The University of Tulsa’s Department of Special Collections and University Archives is much more than just a place where rare books and manuscripts are stored. In our mission to be the most effective and efficient research tool we can be for our users which include students, faculty, the local community, and scholars from around the world, our department collects thousands of artifacts of great cultural and historical importance. For example, our department holds a number of collections that deal with photography and within these collections there are many rare cameras, most in working condition.
The Maxine Zarrow camera collection (2012.066) contains a number of vintage cameras. For example, this collection has a rare Polaroid Land Camera, Model 95A (below).
In addition, this collection also has (from the left): a Leica CL, a Agfa PO16 Clipper, a Kodak Six-20 Brownie Jr., a Rollei 35, a Filmo Auto Load movie camera, and Sears Flip-flash 110. All of these are precursors to modern digital cameras.
However, some of our oldest cameras come from the Bob McCormack camera collection (2008.027).

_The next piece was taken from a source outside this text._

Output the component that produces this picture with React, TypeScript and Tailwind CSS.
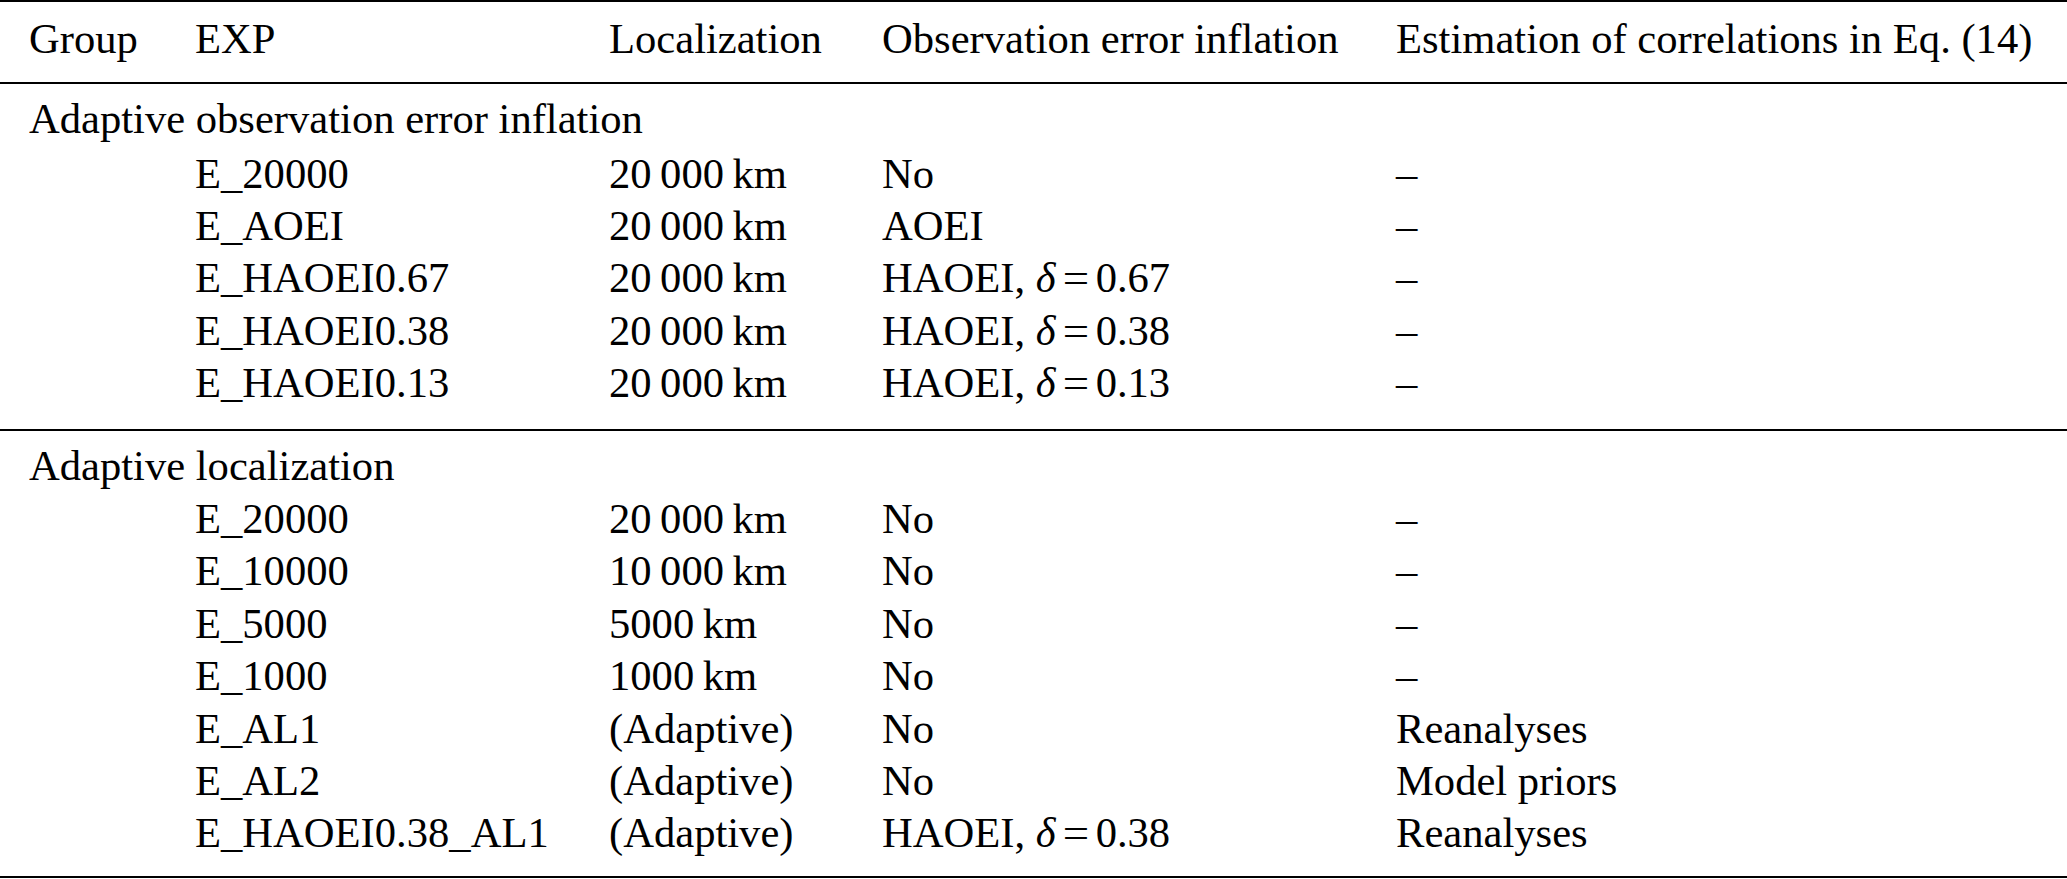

Two of the most prominent examples of this collection are view cameras, circa 1920 and 1950. These cameras are characterized by a flexible bellows that forms a light-tight seal between two adjustable standards, one of which holds a lens, and the other a viewfinder or a photographic film holder.
The University of Tulsa’s Department of Special Collections and University Archives is proud to serve as the repository of these valuable pieces of history and contemporary culture.